In accordance with a requirement in operation this year for the first time, twenty-three members of the class of 1914 are on probation because they have failed to pass an oral examination in French or German. The question very naturally arises as to the reason for the precedent of inflicting probation merely for failure to pass in one particular requirement. Formerly probation has always meant deficiency in scholarship. According to the University regulations a student is place on probation if he has failed of promotion because he has not passed in a sufficient number of courses during the year. In other words, probation has formerly been inflicted for general negligence, as a means of compelling a student to devote more time to his studies until the required standard is once more attained. It has not been inflicted, however, for failure to pass in any particular course. For example, a student is not placed on probation for failing to pas in the prescribed Freshman English; he simply has a deficiency which must be removed before he can obtain his degree.

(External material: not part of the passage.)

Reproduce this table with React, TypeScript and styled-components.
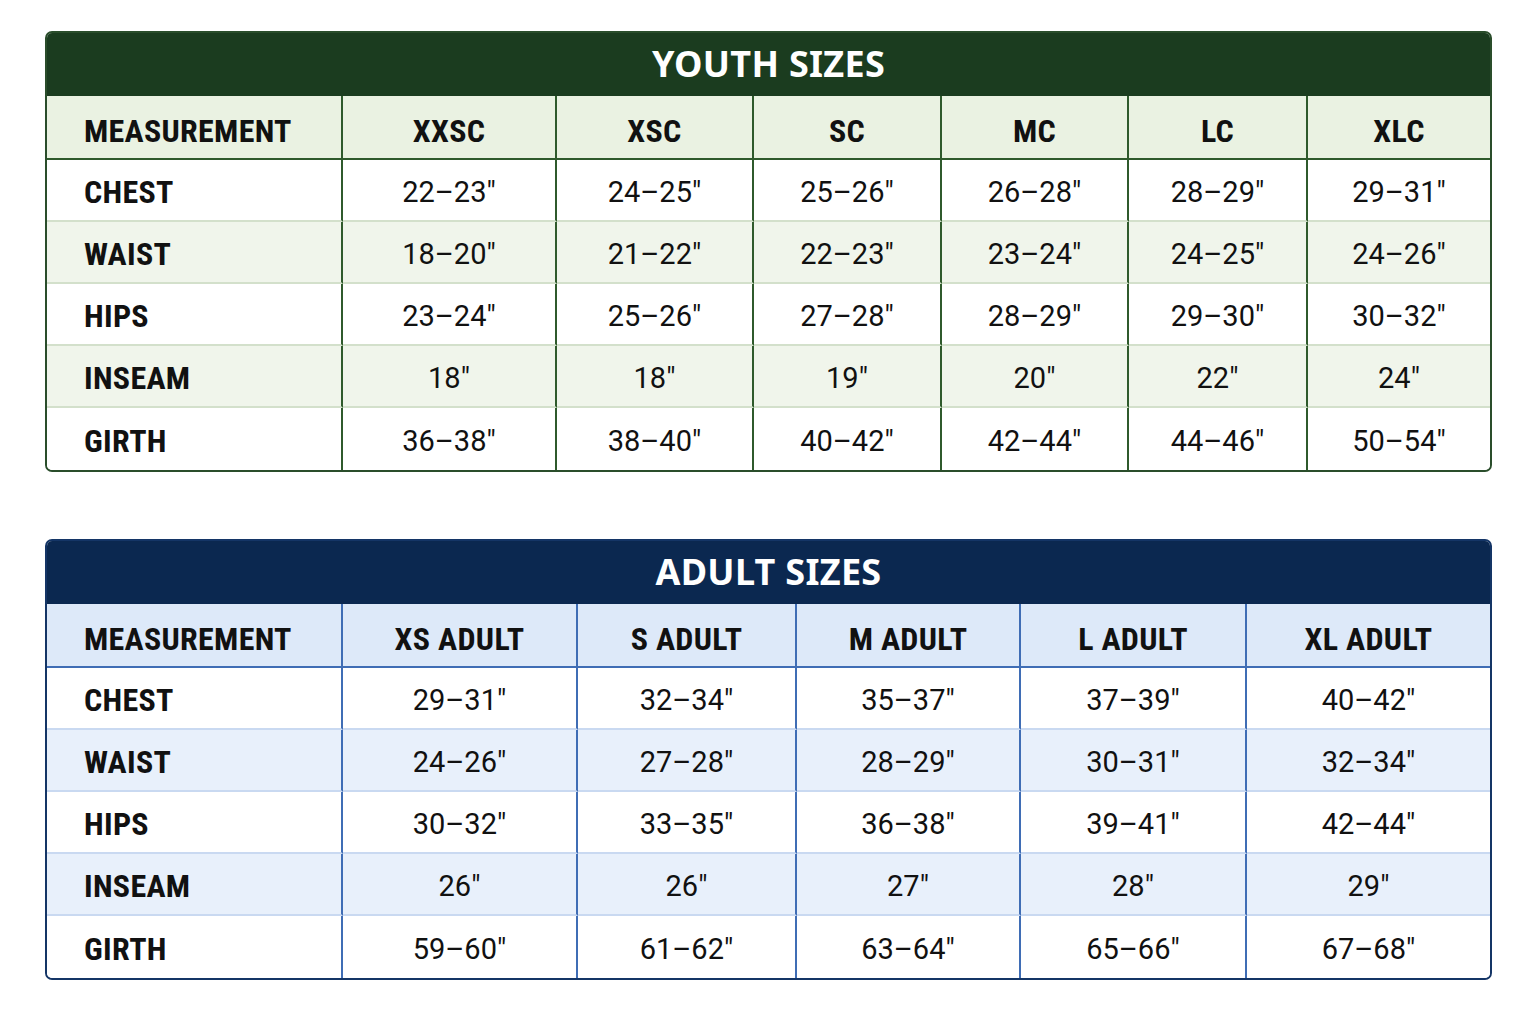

It seems unwise to subject a man to the stigma of probation even though he may stand high in scholarship, merely because he has not passed an oral examination in a particular language. The case would be exactly analogous to that of inflicting probation for failure to pass in the prescribed Freshman English, French, or German, if that were the rule, which fortunately it is not. If probation comes to be the uniform penalty for failure in some particular course, will it not lose all its weight in the minds of the undergraduates?

Furthermore, is it altogether fair to subject a man who otherwise stands creditably in his studies to the severe penalty of probation and all that goes with it, because he does not pass a particular examination within a stated time? The confidence might easily be realized of a scholarship man being on probation, and there is serious doubt in our mind whether a scholarship man, by the definition of the term, can be "on probation."